A new legislative proposal, the Nullify OSHA Act (NOSHA), introduced by U.S. Rep. Andy Biggs (R-Ariz.), aims to dismantle the Occupational Safety and Health Administration (OSHA) and transfer workplace safety oversight to individual states. Proponents argue this would allow for more localized control, but critics warn it could lead to inconsistent safety standards, higher injury rates, and increased workers’ compensation costs.
OSHA plays a key role in setting national safety standards, reducing workplace injuries, and ensuring compliance through enforcement. Eliminating OSHA could create a fragmented system where some states maintain strict regulations while others weaken protections, leading to increased claims, higher insurance premiums, and greater financial strain on businesses. Without federal oversight, employers operating in multiple states could face compliance confusion and legal uncertainty, making risk assessment and workers’ compensation pricing more complex for insurers.
Beyond financial implications, the absence of OSHA could lead to more workplace accidents, particularly in high-risk industries like construction and manufacturing. Without federal enforcement, companies with poor safety records may face fewer penalties, increasing the likelihood of hazardous working conditions.
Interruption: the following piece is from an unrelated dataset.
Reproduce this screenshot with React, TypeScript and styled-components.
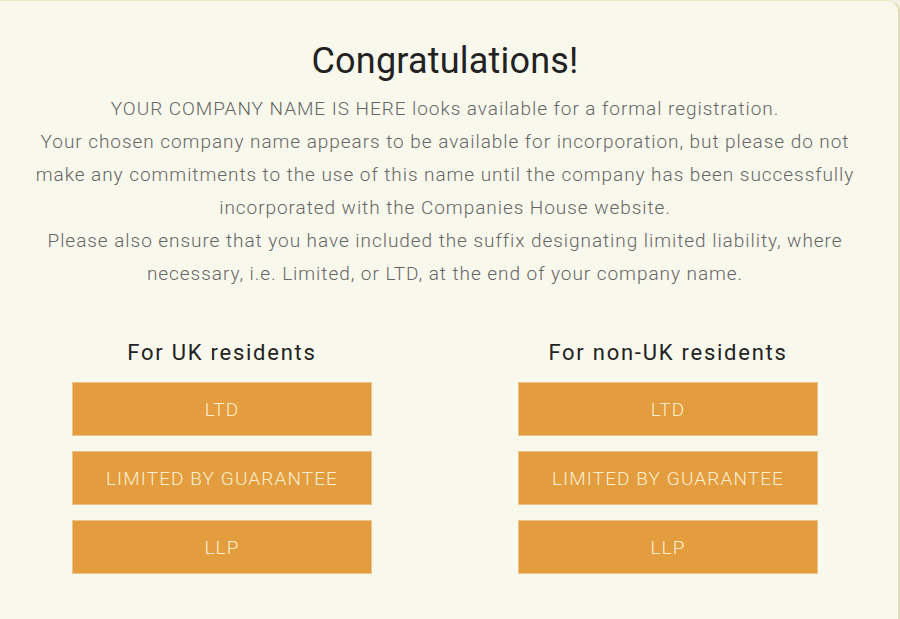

The proposal’s long-term consequences could include more litigation, higher injury-related costs, and an overall decline in workplace safety.
As discussions around the bill continue, the workers’ compensation industry must prepare for potential regulatory shifts. A uniform safety framework ensures predictability, lowers risks, and controls costs. Removing OSHA could disrupt this balance, affecting employers, insurers, and workers nationwide.